The first mesostic as it appears on the page, with my own pen marks.

“Sic,” the Latin adverb meaning “so” or “thus” first appears as an English word meaning “intentionally so written” in the mid-1800s and is subsequently used, as we as academics are so used to seeing it, to denote an error reproduced in a quotation (Oxford English Dictionary). “Ductor,” in Latin “one who leads,” refers, in a printing press, “A roller which conveys the ink from the ink-fountain to the distributing-rollers” (OED). It is responsible in part, for getting the ink onto the page, and thus metonymically represents the materiality of language.

Mesostic 1, Line 2
Mesostic 1, Line 2

So, “sicductor” suggests that, indeed, the ductor is sick, that the use of language in the Cunningham mesostics fails because Cage’s hypothesis seeks to represent, to literally present Cunningham’s body in the poems. “Sicductor,” then, also means that Cage’s work demonstrates an acute awareness of these errors. Additionally, following the original Latin meaning of “sic,” Cage’s work demonstrates a movement beyond the limitations of representation and exegesis, a “thus” from which Cage’s experimental work follows. The “sicductor” encourages Cage’s readers to look beyond interpretive reading, beyond use value. In this way, Cage’s work points us to Steve McCaffery’s scriptive adaptation of Georges Bataille’s theory of general economy. That is, the chance production of “sicductor” in the first mesostic sets the tone for the sequence as one of waste and excess. For McCaffrey, “meaning […] is staged as the telos and destination of the de-materialization of writing,” which is to say that “the physical act of speaking or writing must withdraw so that what has been said or written can appear meaningful” (204). In a sense, then, we can understand Cage’s prioritization of the physical act of the sequence’s production as a refusal to withdraw. Subsequently, the Cunningham mesostics do not produce meaning, do not satisfy a logical hypothesis, but rather, in their noise, they make observations about the problematic tension between semantic meaning and the materiality of language.

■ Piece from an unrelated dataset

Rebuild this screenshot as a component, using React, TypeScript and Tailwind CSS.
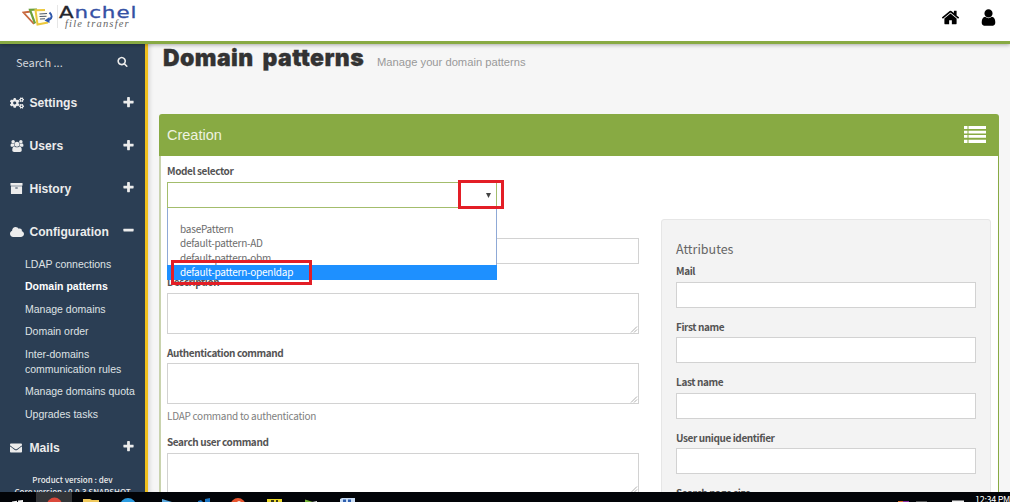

7 thoughts on ““Simply Something to Do”: The Cunningham Mesostics Beyond Use Value

  1. This is really interesting, and I like the focus on attention and on reading “sicductor.” I have a question, though: you write that “by focusing attention on the individual letters, as the Cunningham mesostics force our reader to do, we approach reading in a demilitarized, anti-exegetical manner.” That makes sense. My question is, can we encounter these mesostics also as a performance or examination of the act of concatenating, of letters joining together into a series of communities/groups? Does attention have to focus on the individual letters as individual letters, or can we also talk about the letters in concert?

    1. Absolutely! And this is something I will have to make more clear in later revisions. In my vision of the Cunningham mesostics, this attention to the individual envisions a molecular (rather than molar or monadic) understanding of letters. To give each undivided attention, then, is to make note of the intricacies of linguistic connections. This avoids the individualism of more strident anarchists (and if we’re talking about linguistics, I might as well call out Chomsky here).

    2. And now I am also reminded of what Kurt Schwitters says in “The Artists’ Right to Self-Determination,” that experimental poetry “plays off values against values. One can also say ‘words against words'” and thus produces “a word-feeling” rather than a meaning (213).

  2. Cage’s comments (where? My memory fails, as usual, but he makes this point multiple times) that we are all centres and thus equally important centres among centres (which he sees as completely equalizing and anti-hierarchical), and that these centres are also “interpenetrated and interpenetrating,” (Cage’s words, I think) in a way similar to D&G’s rhizomatic interconnectedness (rather than an argument for Stirner-like individualism) might also be worthwhile when thinking through letters as individuals within concatenations (letters as both individual and connected, rather than one or the other).

    1. Absolutely. I think this is at play in Mac Low, too. In a few weeks when I do my entry on anarchism in Mac Low’s poetics, I will incorporate these issues. I’ll also look for these Cage references for further revisions of my Cage plateaus.

  3. “Ductor” is also an extinct species of prehistoric fish and its remains can now only be read through the trace of the fossil. What I love about Cage’s nonce words found through the mesostics for Merce is the plurality of virtual readings: on the one hand (the historian’s or etymologist’s) we have “sic” and “ductor”; on the other hand (the combinatorist’s) we have “sicductor” as its own entity; yet another, the different readings suggested by each font variation and script size, thus really pointing to the permutational quality of the mesostics; yet another, the “u” of “sicductor” that feeds into the overall mesostic spine of “cunningham” … the plurality of this seemingly simple nonsense word is really jarring. A punning poet may homophonically play and find a sick doctor; also where are these ducts? (ducts are like rhizomatic channels). Is this nonce-word also a conductor? or is it a “sic” duct” …. “or”?